Il suo arrivo era annunciato per giovedì scorso. Poi non se ne è saputo più nulla. Alla fine la nube radioattiva di Fukushima è arrivata anche sull’Italia. Ieri gli strumenti dell’Agenzia regionale per la protezione dell’Ambiente della Lombardia (Arpa) hanno rilevato iodio 131 in atmosfera. “Ma in concentrazioni bassissime, non pericolose per la salute dell’uomo”, garantisce Giuseppe Sgorbati, coordinatore dei dipartimenti dell’Arpa.
I radionuclidi, cioè le particelle radioattive che la centrale giapponese sta sprigionando nell’aria dopo l’incidente causato dal sisma dell’11 marzo scorso, ci hanno messo più di due settimane per fare il giro dei tre quarti del globo. Perché le correnti d’alta quota che le hanno trasportate fino a noi dal Giappone attraversano il Pacifico, superano l’America, l’Atlantico e poi arrivano in Europa. “La quantità di iodio 131 rilevata in atmosfera è di 1,6 decimi di millesimo di Becquerel per metro cubo”, spiega Sgorbati. Mentre per ora non sono ancora stati rilevati cesio 137 e altre sostanze dannose per l’uomo. “Le concentrazioni che abbiamo misurato ieri sono di molto inferiori a quelle che che si riscontrarono dopo l’incidente di Chernobyl: allora lo iodio 131 in atmosfera era intorno ai 30-40 Becquerel per metro cubo, mentre il cesio 137 intorno ai 7-10”.
La nube radioattiva che da ieri sorvola l’Italia è quindi 100mila volte meno radioattiva di quella che nel 1986 arrivò dall’Ucraina. Tre sono le ragioni. L’incidente di Chernobyl, spiega Sgorbati, portò alla distruzione immediata del reattore e a un rilascio immediato di agenti contaminanti. “Invece a Fukushima il rilascio di radionuclidi è stato più diluito nel tempo. A Chernobyl – continua Sgorbati – ci fu poi un incendio che portò la contaminazione ad alta quota, rendendo così particolarmente efficiente la sua successiva diffusione. Infine sul grado di contaminazione minore che ha raggiunto ora l’Italia influisce la maggiore distanza da dove è avvenuto l’incidente”.
I risultati delle misure dell’Arpa Lombardia sono congruenti con quelli che le Arpa di Piemonte, Valle d’Aosta e Bolzano hanno comunicato all’Ispra (Istituto superiore per la protezione per la protezione e la ricerca ambientale).
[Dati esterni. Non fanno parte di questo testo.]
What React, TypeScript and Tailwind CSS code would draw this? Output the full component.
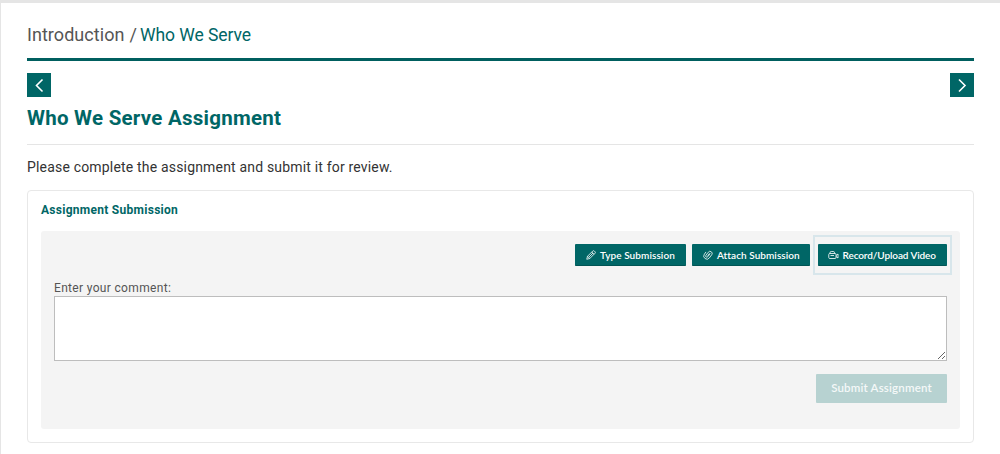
import { useState, type ReactNode } from "react";

function PencilIcon() {
  return (
    <svg viewBox="0 0 20 20" className="h-2.5 w-2.5" fill="none" stroke="currentColor" strokeWidth={1.6} strokeLinejoin="round">
      <path d="M1.500 18.500 3 12.500 13.500 2q1.500-1.500 3 0L18 3.500q1.500 1.500 0 3L7.500 17Z" />
      <path d="m3 12.500 4.500 4.500M11.500 4l4.500 4.500M5.500 14.500 14 6" />
    </svg>
  );
}

function ClipIcon() {
  return (
    <svg viewBox="0 0 20 20" className="h-2.5 w-2.5" fill="none" stroke="currentColor" strokeWidth={1.6} strokeLinecap="round">
      <path d="m14 7.500-4.500 6a2.300 2.300 0 0 1-3.700-2.800l4.700-6.200a4.300 4.300 0 0 1 7 5l-4.700 6.200A6.200 6.200 0 0 1 2.700 8.500L5.500 4.500" />
      <path d="m10 11 2.500-3.500" />
    </svg>
  );
}

function CameraIcon() {
  return (
    <svg viewBox="0 0 22 20" className="h-2.5 w-[11px]" fill="none" stroke="currentColor" strokeWidth={1.6} strokeLinejoin="round">
      <path d="M4 7V5.500q0-2.500 2.500-2.500h4Q13 3 13 5.500V7" />
      <rect x="1.500" y="7" width="14.500" height="10" rx="2" />
      <path d="m16 11 4-3v8l-4-3M5 11h7" />
    </svg>
  );
}

function NavButton({ label, d }: { label: string; d: string }) {
  return (
    <button type="button" aria-label={label} className="flex h-6 w-6 items-center justify-center bg-[#006666] text-white">
      <svg viewBox="0 0 24 24" className="h-6 w-6" fill="none" stroke="currentColor" strokeWidth={1.6}>
        <path d={d} />
      </svg>
    </button>
  );
}

function ActionButton({ icon, className, children }: { icon: ReactNode; className: string; children: ReactNode }) {
  return (
    <button
      type="button"
      className={`flex h-[22px] items-center rounded-[1px] border-b border-[#005454] bg-[#006666] pt-px font-[Lato,sans-serif] text-[10px] font-semibold whitespace-nowrap text-white ${className}`}
    >
      {icon}
      <span>{children}</span>
    </button>
  );
}

export default function App() {
  const [comment, setComment] = useState("");

  return (
    <div className="h-[454px] overflow-hidden border-t-[3px] border-l border-[#e5e5e5] bg-white px-[26px] font-[Roboto,'Noto_Sans',sans-serif]">
      <nav className="flex h-[58px] items-baseline border-b-[3px] border-[#005f5f] pt-[18px] leading-[27px] text-[#555]">
        <span className="text-[18px] tracking-[0.05px]">Introduction</span>
        <span className="mr-[3px] ml-[5px] text-[18px]">/</span>
        <span className="text-[17.500px] tracking-[-0.05px] text-[#006666]">Who We Serve</span>
      </nav>

      <div className="mt-3 flex justify-between">
        <NavButton label="Previous" d="M15.500 6.500 9.500 12.500l6 6" />
        <NavButton label="Next" d="m9 6.500 6 6-6 6" />
      </div>

      <h1 className="flex h-12 items-center border-b border-[#e5e5e5] pb-[5px] text-[20.500px] font-bold tracking-[0.25px] text-[#006666]">
        Who We Serve Assignment
      </h1>

      <p className="flex h-[45px] items-center text-[14px] tracking-[0.18px] text-[#333]">
        Please complete the assignment and submit it for review.
      </p>

      <section className="h-[253px] rounded-[4px] border border-[#e8e8e8] px-[13px] pt-[10px]">
        <h2 className="h-[30px] text-[12px] leading-[19px] font-bold tracking-[0.28px] text-[#006666]">
          Assignment Submission
        </h2>

        <div className="h-[198px] rounded-[3px] bg-[#f4f4f4] px-[13px] pt-1">
          <div className="-mr-[5px] flex items-center justify-end">
            <ActionButton icon={<PencilIcon />} className="mr-[6px] w-[111px] gap-[4px] pl-[11px] tracking-[0.08px]">Type Submission</ActionButton>
            <ActionButton icon={<ClipIcon />} className="mr-[3px] w-[118px] gap-[4px] pl-[11px] tracking-[0.06px]">Attach Submission</ActionButton>
            <div className="border-2 border-[#d8e6eb] py-[7px] pr-[3px] pl-[2.500px]">
              <ActionButton icon={<CameraIcon />} className="w-[129.500px] gap-[4px] pl-[10px] tracking-[-0.1px]">Record/Upload Video</ActionButton>
            </div>
          </div>

          <label htmlFor="comment" className="mt-[4px] block h-[17px] text-[12px] leading-[18px] tracking-[0.33px] text-[#555]">
            Enter your comment:
          </label>
          <textarea
            id="comment"
            value={comment}
            onChange={(e) => setComment(e.target.value)}
            className="block h-[65px] w-full border border-[#bdbdbd] bg-white p-2 text-[12px] outline-none"
          />

          <div className="mt-[13px] flex justify-end">
            <button
              type="submit"
              disabled
              className="h-[29px] w-[131px] rounded-[1px] bg-[#b7d2d1] pb-px font-[Lato,sans-serif] text-[11.500px] font-semibold tracking-[0.18px] text-[#f4f8f8]"
            >
              Submit Assignment
            </button>
          </div>
        </div>
      </section>
    </div>
  );
}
L’Arpa del Friuli Venezia Giulia ha poi effettuato una stima di deposizione al suolo di sostanze radioattive, ovvero della contaminazione che la pioggia porta a terra. Le concentrazioni rilevate in questo caso sono di 10-100 volte inferiori di quelle misurate negli Stati Uniti, che secondo l’Epa (Environmental protection agency) non rappresentano un pericolo per la salute. “Per quanto riguarda la Lombardia i dati sulla deposizione al suolo saranno pronti entro domani – spiega Sgorbati -. Ma ci aspettiamo concentrazioni molto basse, visto quelle riscontrate in atmosfera”.
Resta ora da capire che cosa succederà nei cieli italiani nelle prossime settimane, se non sarà interrotta la fuoriuscita di sostanze radioattive dai reattori di Fukushima. Sgorbati tranquillizza: “Anche se le concentrazioni di radionuclidi aumenteranno, a un certo punto si raggiungerà un punto di equilibrio che non dovrebbe causare problemi per la salute. Tra l’altro lo iodio 131 ha un decadimento con un tempo di dimezzamento di circa 8 giorni. Cioè in poco più di una settimana la sua radioattività si dimezza. Il cesio 137 invece ha un decadimento più lento, ma ha una mobilità in atmosfera inferiore e dalla centrale giapponese se ne è sprigionato di meno”.